Nearly €2 billion VAT collection deficit in Romania

According to the Minister of Finance, the deficit in VAT collection last year amounted to more than 9 billion lei, which the government plans to reduce by about half this year.

“The VAT for 2023 we ended with VAT collections of 104 billion lei. In 2024, we have set a target of 115 billion lei, and from the fight against tax evasion, with the help of the e-invoice module and the module to combat tax evasion, another 5 billion lei, so a heavy task for us, 120 billion lei”, Marcel Boloș pointed out.

The E-Invoice system came into force on 1 January, the date from which it is compulsory for all supplies of goods and services. It requires all companies to report invoices issued through the system within 5 days of their issue. By the 1st of July 2024, however, invoices issued and received in paper format, pdf/mail, as at present, will run in parallel, but their reporting in the RO e-Invoice system is mandatory regardless of the form of the invoice. From the 1st of July 2024, invoices will only be sent via e-Invoice and only invoices sent and validated in the system will be considered as original invoices.

The system, implemented through the Ministry of Finance, is operational from 2022, but the transmission of invoices through it was mandatory only for private companies in their relations with state entities, for those related to goods with fiscal risk and for travel agencies issuing invoices based on holiday vouchers.

Romania applied to the European Commission (EC) in January 2022 for a derogation from EU VAT legislation to extend the scheme to all commercial transactions.

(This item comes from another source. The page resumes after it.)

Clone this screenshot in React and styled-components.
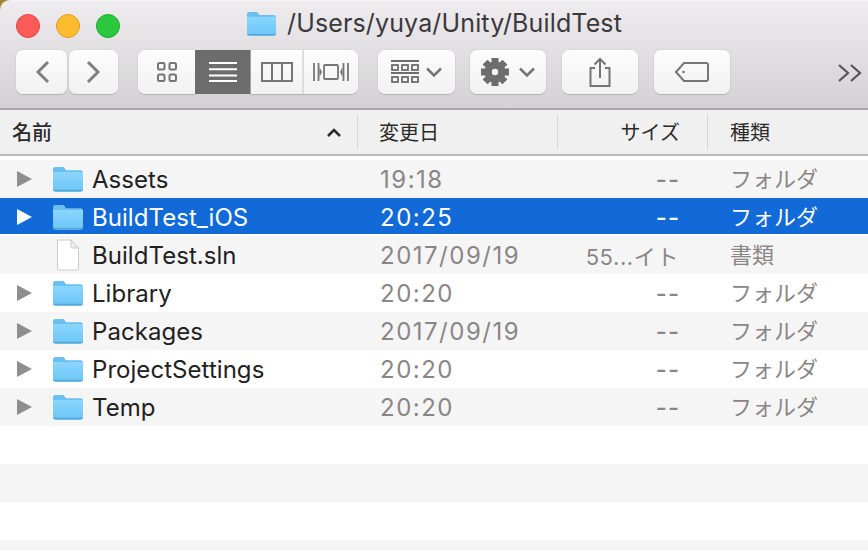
import React from 'react'
import styled, { createGlobalStyle } from 'styled-components'

const GlobalStyle = createGlobalStyle`
  html, body { margin: 0; padding: 0; background: #fff; }
  body { font-family: "Inter", "Noto Sans CJK JP", sans-serif; }
  * { box-sizing: border-box; }
`

const Window = styled.div`
  width: 868px;
  height: 550px;
  overflow: hidden;
  display: flex;
  flex-direction: column;
  background: linear-gradient(90deg, #a98435 0, #a98435 20px, #e9e7e9 21px);
`

const TitleArea = styled.div`
  height: 110px;
  flex: none;
  background: linear-gradient(#eeecee, #d3d1d3);
  border-bottom: 2px solid #a9a8a9;
  border-top: 1px solid #f6f5f6;
  border-radius: 10px 0 0 0;
  display: flex;
  flex-direction: column;
`

const TitleBar = styled.div`
  height: 49px;
  flex: none;
  display: flex;
  align-items: center;
  position: relative;
  padding: 0 16px;
  gap: 16px;
`

const Light = styled.span`
  width: 24px;
  height: 24px;
  border-radius: 50%;
  background: ${p => p.$fill};
  border: 1px solid ${p => p.$edge};
`

const Title = styled.div`
  position: absolute;
  left: 246px;
  top: 7px;
  display: flex;
  align-items: center;
  gap: 11px;
  font: 400 25px "Inter", "Noto Sans CJK JP", sans-serif;
  letter-spacing: 0.14px;
  color: #3c383c;
`

const Toolbar = styled.div`
  display: flex;
  align-items: flex-start;
  padding: 0 0 0 16px;
  position: relative;
`

const Group = styled.div`
  display: flex;
  margin-right: ${p => p.$after}px;
  gap: ${p => p.$gap || 0}px;
`

const Button = styled.div`
  width: ${p => p.$w}px;
  height: 44px;
  display: flex;
  align-items: center;
  justify-content: center;
  gap: ${p => p.$gap || 0}px;
  background: ${p => (p.$active ? '#6c6c6c' : 'linear-gradient(#fdfdfd, #f2f1f2)')};
  border-radius: ${p => p.$radius || '7px'};
  box-shadow: ${p => (p.$active ? 'none' : '0 1px 1px #b5b3b5, 0 0 0 0.5px #d2d0d2')};
  border-left: ${p => (p.$divider ? '1px solid #dcdbdc' : 'none')};
  color: ${p => p.$ink || '#757575'};
`

const More = styled.div`
  position: absolute;
  left: 838px;
  top: 14px;
  color: #555;
  line-height: 0;
`

const HeaderRow = styled.div`
  height: 46px;
  flex: none;
  display: flex;
  background: #f0f0f0;
  border-bottom: 2px solid #b9b9b9;
  font: 400 20px "Noto Sans CJK JP", sans-serif;
  color: #2b2b2b;
`

const HeaderCell = styled.div`
  width: ${p => p.$w}px;
  height: 36px;
  margin-top: 4px;
  display: flex;
  align-items: center;
  justify-content: ${p => (p.$right ? 'flex-end' : 'space-between')};
  padding: ${p => p.$pad};
  border-right: ${p => (p.$last ? 'none' : '1.5px solid #d8d8d8')};
  font-weight: ${p => (p.$bold ? 500 : 400)};
  line-height: 34px;
`

const List = styled.div`
  padding-top: 4px;
  flex: 1;
  min-height: 0;
  background: #fff;
`

const Row = styled.div`
  height: 38px;
  display: flex;
  align-items: center;
  font: 400 24px "Inter", "Noto Sans CJK JP", sans-serif;
  background: ${p => (p.$striped ? '#f5f5f5' : '#fff')};
  color: ${p => (p.$selected ? '#fff' : '#8a8686')};
  ${p => p.$selected && 'background: linear-gradient(#1269d8 0, #1269d8 36px, #fff 36px);'}
`

const Disclosure = styled.span`
  width: 52px;
  flex: none;
  padding-left: 17px;
  line-height: 0;
  color: ${p => (p.$selected ? '#fff' : '#8e8e8e')};
`

const IconCell = styled.span`
  width: 40px;
  flex: none;
  line-height: 0;
  padding-left: ${p => (p.$doc ? '4px' : '0')};
`

const Name = styled.span`
  width: 288px;
  flex: none;
  letter-spacing: 0.05px;
  color: ${p => (p.$selected ? '#fff' : '#232022')};
`

const DateCell = styled.span`
  width: 168px;
  flex: none;
  letter-spacing: 1.5px;
`

const Size = styled.span`
  width: 150px;
  flex: none;
  padding-right: ${p => (p.$doc ? '19px' : '18px')};
  text-align: right;
  font-size: ${p => (p.$doc ? '22px' : '24px')};
  font-weight: ${p => (p.$doc ? 400 : 500)};
  letter-spacing: ${p => (p.$doc ? '0.6px' : '1px')};
  white-space: nowrap;
`

const Kind = styled.span`
  padding-left: 32px;
  margin-top: -4px;
  font-family: "Noto Sans CJK JP", sans-serif;
  font-size: 22px;
  letter-spacing: 0;
  white-space: nowrap;
`

const FolderIcon = ({ w = 30, h = 25 }) => (
  <svg width={w} height={h} viewBox="0 0 30 25">
    <defs>
      <linearGradient id="folderBody" x1="0" y1="0" x2="0" y2="1">
        <stop offset="0" stopColor="#8ad6fd" />
        <stop offset="1" stopColor="#6cc6f8" />
      </linearGradient>
    </defs>
    <path d="M1 3.500C1 1.800 1.800 1 3.200 1H10c1 0 1.500.3 2.200 1.200L13.500 4H27.500C29 4 30 5 30 6.500V22c0 1.600-1 2.500-2.500 2.500h-24C2 24.500 1 23.600 1 22Z" fill="#69bff0" />
    <path d="M1 5.800H30V22c0 1.600-1 2.500-2.500 2.500h-24C2 24.500 1 23.600 1 22Z" fill="url(#folderBody)" />
    <path d="M1 23c.3 1 1.100 1.500 2.500 1.500h24c1.400 0 2.200-.5 2.500-1.500Z" fill="#58a8d6" />
  </svg>
)

const DocIcon = () => (
  <svg width="24" height="32" viewBox="0 0 24 32">
    <path d="M1.500 1H15l7.500 8V29.500a1.500 1.500 0 0 1-1.500 1.500H3a1.500 1.500 0 0 1-1.500-1.500Z" fill="#fff" stroke="#cdcdcd" />
    <path d="M15 1v6.500a1.500 1.500 0 0 0 1.500 1.500h6Z" fill="#efefef" stroke="#cdcdcd" />
  </svg>
)

const Triangle = () => (
  <svg width="15" height="16" viewBox="0 0 15 16">
    <path d="M0 0 15 8 0 16Z" fill="currentColor" />
  </svg>
)

const Stroke = ({ w, h, children, sw = 2.5 }) => (
  <svg width={w} height={h} viewBox={`0 0 ${w} ${h}`} fill="none" stroke="currentColor" strokeWidth={sw}>
    {children}
  </svg>
)

const Gear = () => (
  <svg width="28" height="28" viewBox="0 0 28 28" fill="#6d6d6d">
    {[0, 45, 90, 135, 180, 225, 270, 315].map(a => (
      <rect key={a} x="10.500" y="0" width="7" height="6" transform={`rotate(${a} 14 14)`} />
    ))}
    <path fillRule="evenodd" d="M14 3.500a10.500 10.500 0 1 1 0 21 10.500 10.500 0 0 1 0-21ZM14 10.800a3.200 3.200 0 1 0 0 6.400 3.200 3.200 0 0 0 0-6.400Z" />
  </svg>
)

const Chevron = () => (
  <Stroke w={16} h={10} sw={2.5}><path d="M1 1.500 8 8.500 15 1.500" /></Stroke>
)

const rows = [
  { name: 'Assets', date: '19:18', size: '--', kind: 'フォルダ' },
  { name: 'BuildTest_iOS', date: '20:25', size: '--', kind: 'フォルダ', selected: true },
  { name: 'BuildTest.sln', date: '2017/09/19', size: '55...イト', kind: '書類', doc: true },
  { name: 'Library', date: '20:20', size: '--', kind: 'フォルダ' },
  { name: 'Packages', date: '2017/09/19', size: '--', kind: 'フォルダ' },
  { name: 'ProjectSettings', date: '20:20', size: '--', kind: 'フォルダ' },
  { name: 'Temp', date: '20:20', size: '--', kind: 'フォルダ' },
  {}, {}, {}, {},
]

function App() {
  return (
    <Window>
      <GlobalStyle />
      <TitleArea>
        <TitleBar>
          <Light $fill="#fc5b57" $edge="#e3423e" />
          <Light $fill="#fdbb2e" $edge="#e09e1e" />
          <Light $fill="#2ac73f" $edge="#1fa92f" />
          <Title>
            <FolderIcon />
            /Users/yuya/Unity/BuildTest
          </Title>
        </TitleBar>
        <Toolbar>
          <Group $after={20} $gap={2}>
            <Button $w={51} $ink="#808080">
              <Stroke w={16} h={24} sw={3}><path d="M14 2 4 12 14 22" /></Stroke>
            </Button>
            <Button $w={49} $ink="#808080">
              <Stroke w={16} h={24} sw={3}><path d="M2 2 12 12 2 22" /></Stroke>
            </Button>
          </Group>
          <Group $after={20}>
            <Button $w={57} $radius="7px 0 0 7px">
              <Stroke w={20} h={20} sw={2}>
                <rect x="1" y="1" width="6.500" height="6.500" rx="1.500" />
                <rect x="12.500" y="1" width="6.500" height="6.500" rx="1.500" />
                <rect x="1" y="12.500" width="6.500" height="6.500" rx="1.500" />
                <rect x="12.500" y="12.500" width="6.500" height="6.500" rx="1.500" />
              </Stroke>
            </Button>
            <Button $w={56} $active $radius="0">
              <svg width="28" height="20" viewBox="0 0 28 20" stroke="#fff" strokeWidth="2">
                <path d="M0 1H28M0 7.300H28M0 13.600H28M0 19H28" />
              </svg>
            </Button>
            <Button $w={52} $radius="0">
              <Stroke w={32} h={20} sw={2}>
                <rect x="1" y="1" width="30" height="18" />
                <path d="M11 1V19M21 1V19" />
              </Stroke>
            </Button>
            <Button $w={55} $radius="0 7px 7px 0" $divider>
              <Stroke w={36} h={20} sw={1.800}>
                <path d="M1 1V19M5.500 1V19M30.500 1V19M35 1V19" />
                <rect x="11" y="3" width="14" height="14" rx="1" />
                <path d="M6.500 5 9 10 6.500 15ZM29.500 5 27 10 29.500 15Z" fill="currentColor" stroke="none" />
              </Stroke>
            </Button>
          </Group>
          <Group $after={15}>
            <Button $w={77} $gap={7}>
              <svg width="28" height="24" viewBox="0 0 28 24" fill="none" stroke="#6d6d6d" strokeWidth="1.800">
                <path d="M0 1H28M0 13H28" />
                <rect x="1" y="5" width="6" height="5" />
                <rect x="11" y="5" width="6" height="5" />
                <rect x="21" y="5" width="6" height="5" />
                <rect x="1" y="17" width="6" height="5" />
                <rect x="11" y="17" width="6" height="5" />
                <rect x="21" y="17" width="6" height="5" />
              </svg>
              <Chevron />
            </Button>
          </Group>
          <Group $after={16}>
            <Button $w={76} $gap={10}>
              <Gear />
              <Chevron />
            </Button>
          </Group>
          <Group $after={16}>
            <Button $w={76}>
              <Stroke w={22} h={30} sw={2}>
                <path d="M6 11H1.500V29H20.500V11H16M11 21V2M5.500 7.500 11 2 16.500 7.500" />
              </Stroke>
            </Button>
          </Group>
          <Group $after={0}>
            <Button $w={76}>
              <Stroke w={34} h={20} sw={2}>
                <path d="M9 1H31a2 2 0 0 1 2 2V17a2 2 0 0 1-2 2H9L1 10Z" />
                <circle cx="8.500" cy="10" r="1.300" fill="currentColor" stroke="none" />
              </Stroke>
            </Button>
          </Group>
          <More>
            <svg width="24" height="18" viewBox="0 0 24 18" fill="none" stroke="currentColor" strokeWidth="2.200">
              <path d="M1 1 10 9 1 17M13 1 22 9 13 17" />
            </svg>
          </More>
        </Toolbar>
      </TitleArea>
      <HeaderRow>
        <HeaderCell $w={358} $pad="0 16px 0 12px" $bold>
          <span>名前</span>
          <svg width="14" height="9" viewBox="0 0 14 9" fill="none" stroke="#2b2b2b" strokeWidth="2.500">
            <path d="M1 8 7 2 13 8" />
          </svg>
        </HeaderCell>
        <HeaderCell $w={200} $pad="0 0 0 21px"><span>変更日</span></HeaderCell>
        <HeaderCell $w={150} $pad="0 27px 0 0" $right><span>サイズ</span></HeaderCell>
        <HeaderCell $w={160} $pad="0 0 0 22px" $last><span>種類</span></HeaderCell>
      </HeaderRow>
      <List>
        {rows.map((r, i) => (
          <Row key={i} $striped={i % 2 === 0} $selected={r.selected}>
            {r.name && (
              <>
                <Disclosure $selected={r.selected}>{!r.doc && <Triangle />}</Disclosure>
                <IconCell $doc={r.doc}>{r.doc ? <DocIcon /> : <FolderIcon w={31} h={26} />}</IconCell>
                <Name $selected={r.selected}>{r.name}</Name>
                <DateCell>{r.date}</DateCell>
                <Size $doc={r.doc}>{r.size}</Size>
                <Kind>{r.kind}</Kind>
              </>
            )}
          </Row>
        ))}
      </List>
    </Window>
  )
}

export default App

The reason was that ANAF still needed time to prepare its IT systems to withstand a sudden increase in the number of taxpayers accessing its servers. So far, although some errors have been reported in the system, 2.7 million invoices with a total value of 16 billion lei have been taken so far in the first week of January alone, according to an announcement by Minister Boloș, who estimates that they will soon want 1 million invoices a day.

“Bad news for those who thought the system wasn’t working,” he concluded.

In the same context, Boloș warned that after the 1st of July, failure to register in the e-Invoice system is an offence and companies risk heavy fines. However, after a few days, he came back saying that “the system has been improved”, the main problem – that the system allowed duplicate invoices to be entered – has been solved. The statement came after insistence from the private business community that the system had been malfunctioning since its early days. Many entrepreneurs also complained about the bureaucracy involved in signing up to the system, and large companies, including a mobile phone company, announced that they could not implement the system from the 1st of January.